Even if Trump declared himself king tomorrow, that wouldn’t mean we’d simply tolerate it. The same institutions that removed Orbán, that reconvened Congress on the night of January 6th, that refused to certify fraudulent results don’t disappear because one person (or even an immoral group) wills it.
We must throw away the question of who should rule for a dynamic system we control individually and collectively. We are each the guardrails. We retain the ability to criticize and remove those in power because we impose its constraints, we criticize abuses, and we alter what isn’t working.
The fact is our concern for proportionality and fairness in the United States is often an attempt to prevent an immoral majority from entrenching themselves. But a voting system can accomplish this.
What it can do is better enable the structures to make removal possible and effective while keeping responsibility clear. I don’t want to discredit the enlightened institutions we’ve built, the norms of tolerance and error-correction we’ve accumulated, or ignore the fact that we retain the ability to do something about it—all problems are soluble.

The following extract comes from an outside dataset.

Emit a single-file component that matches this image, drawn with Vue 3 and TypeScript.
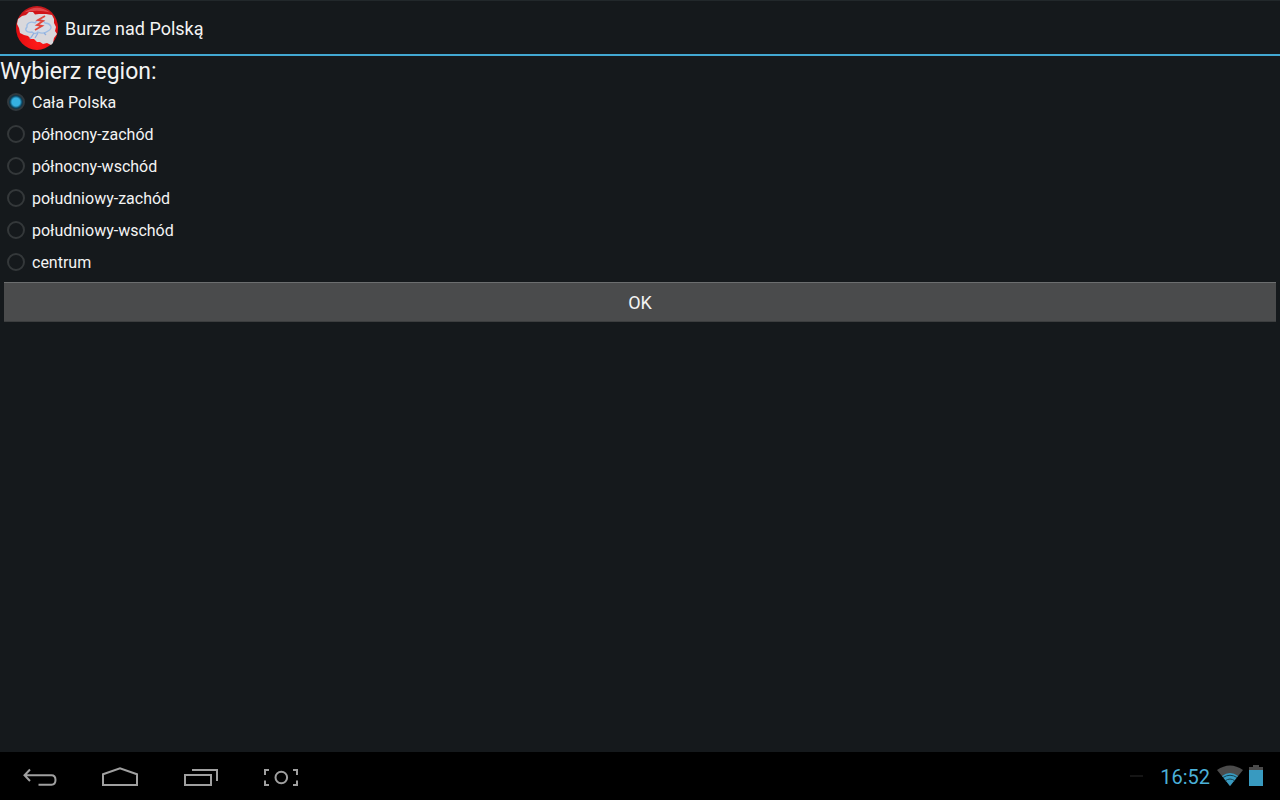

Winston Churchill said “Democracy is the worst form of government, except for all the others that have been tried” and he’s right. Democracy did what no other civilization or religion or king ever attempted: it abandoned the question of who should rule and replaced it with the ability to recognize mistakes, remove those responsible, and keep trying.




Interesting. The shift from who should rule to whether a system can actually remove those in power is pretty useful. I think Trump is definitely trying to degrade the removal aspects but the responsibility part is still very much intact.
We gotta make sure the institutions do a better job of holding but they have so far done an okay job!